The dramatic image represented the culmination of over 24 hours of coverage provided by the independent student news outlet after the lockdown paralyzed the campus. A professor was fatally shot and a graduate student charged with first-degree murder in his death.
“I shed many tears while typing up these heart-wrenching text messages sent and received by UNC students yesterday,” Yeade wrote.
The tweet with the front page had thousands of likes, retweets and bookmarks within hours.
Like any news outlet, the staff of The Daily Tar Heel sprung into action to report on the major story of the day: sorting through conflicting updates, making decisions about when to publish details of the investigation.
But unlike other news outlets, the students were living the fear and anxiety in real time moment by moment. On the first day of the second week of classes of a new school year, they were huddled for three hours in classrooms and closets, unsure of what was happening in a classroom building in the central part of campus.
Monday afternoon, Emmy Martin, editor-in-chief of The Daily Tar Heel, tweeted a link to a story about the lockdown that had paralyzed the UNC campus in Chapel Hill.
“Currently covering the active dangerous situation on UNC’s campus, live updates posted here,” she wrote on X, formerly known as Twitter, linking to a story from the university’s independent student newspaper.

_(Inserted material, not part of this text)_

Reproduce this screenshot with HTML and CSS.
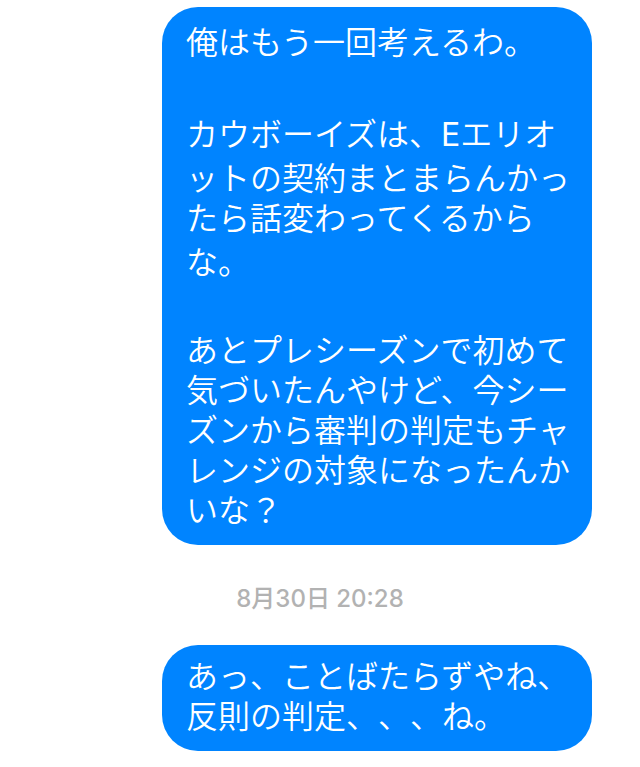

She followed that with a post that showed how close she was to the situation: “I am sheltering/in lockdown in a campus building with about 30 other students.
“Atmosphere is tense, but folks are remaining calm. It’s been 2.5 hours since we received the first alert about an armed person on campus. Waiting for more information from UNC on what to do.”
Students report from lockdown
The story from the DTH, as the paper is known, reported the first campus alert at 1:04 p.m. The same story was updated at least 14 times over the course of Monday into Tuesday, and students posted live updates on X from a press conference with the chancellor and police chief.
On Tuesday, reporters and a photographer were dispatched to the Orange County Courthouse in Hillsborough for the suspect’s first appearance.
They wrote about classes being canceled for the second consecutive day.
And opinion columnist Zari Taylor, a Ph.D student and instructor, wrote how today’s students have grown up in an era of shootings at schools and universities; those who survived the Sandy Hook Elementary mass shooting are now in college, Taylor wrote. These kinds of shootings, she wrote, have become the norm.
“Because these incidents occur so frequently, we can become desensitized and numb to them – even when they’re so close to home,” Taylor wrote. “We often want to resume a ‘normal’ after such occurrences, but how can we when there has just been so much loss? How much time is enough?”
Georgia Roda-Moorhead wrote a column about collapsing in her mother’s arms an hour away after she got the all-clear to leave her barricaded classroom. The headline of her column: “A love letter to those grieving: You are not alone.”